Après quelques dizaines de kilomètres à chercher ce rythme sans le trouver, j’aperçois une supérette et, de l’autre côté, 2/3 cyclistes en plein repas. Alors que l’après-midi fait doucement place à la soirée, il est temps de refaire le plein. C’est ma première réelle pause. Plusieurs autres collègues nous rejoignent. Ça discute pas mal, beaucoup aimeraient pousser jusqu’au CP1, à Venasque au km 445, mais après 220 bornes et 11h de selle, on est à peine à mi-chemin et le parcours pour y arriver présente pas mal de difficultés. Sur le profil, ça n’a l’air de rien par rapport aux monstres qui nous attend en deuxième partie de course, mais le dénivelé moyen est quasiment pareil et on se le prend dans les jambes. Bref, on est pas encore dans la montagne, mais ça rigole pas et le dénivelé est bien là. Un taboulé, une orange et une banane dans l’estomac plus un maximum de crasses caloriques dans les poches, je repars en me disant que, si les jambes vont bien, je pousserais bien jusque-là aussi. Après tout, je n’ai pas l’air plus mal en point que ceux qui l’ambitionnent.

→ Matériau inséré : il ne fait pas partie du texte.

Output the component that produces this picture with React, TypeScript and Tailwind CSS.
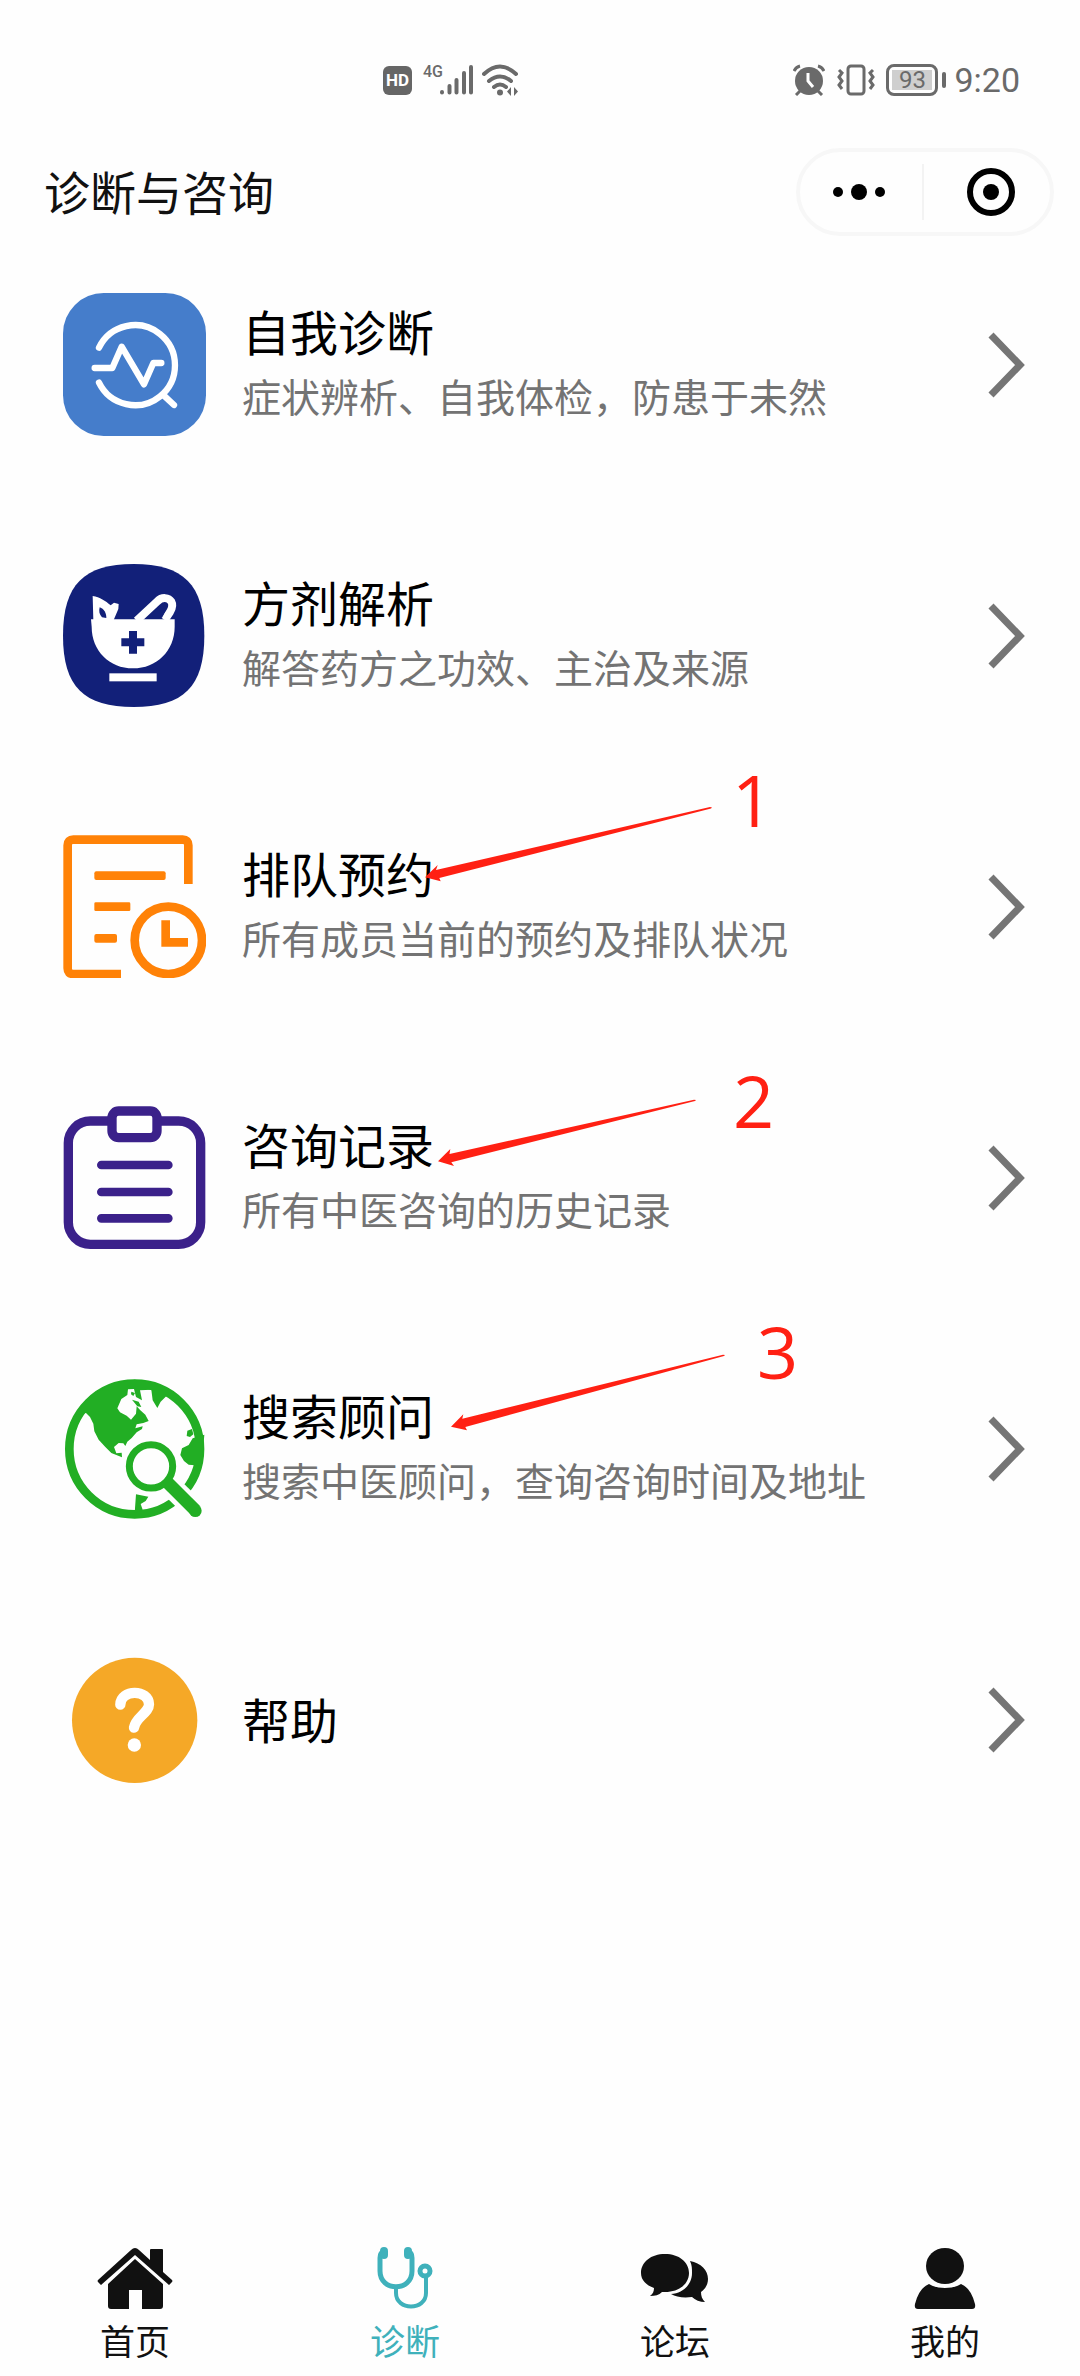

Au beau milieu des vignes et des champs de lavande, dans la lumière de fin de journée, mon esprit calcule. Combien de côtes jusque Venasque ? Si je garde ma moyenne, j’y arriverai vers quelle heure ? Est-ce que j’y gagnerais réellement du temps en sachant que je risque de devoir y faire une pause plus longue si je dois trop puiser dans les réserves ?
Alors que la montée de Sainte Beaume m’a une fois de plus confirmé que je préfére quand ça grimpe clairement, je ressens le besoin d’un vrai repas et m’arrête avec trois autres concurrents rattrapés au sommet dans une baraque à kebab. Le décor est splendide et surréaliste mais le service catastrophique. Plus de 40 minutes pour être servis. Je le prends de manière philosophique et me dis que j’y gagne du repos. J’enfile le kebab à vitesse grand V, j’ai hâte de grimper le Petit Galibier et Sainte Victoire avant de plonger sur Aix.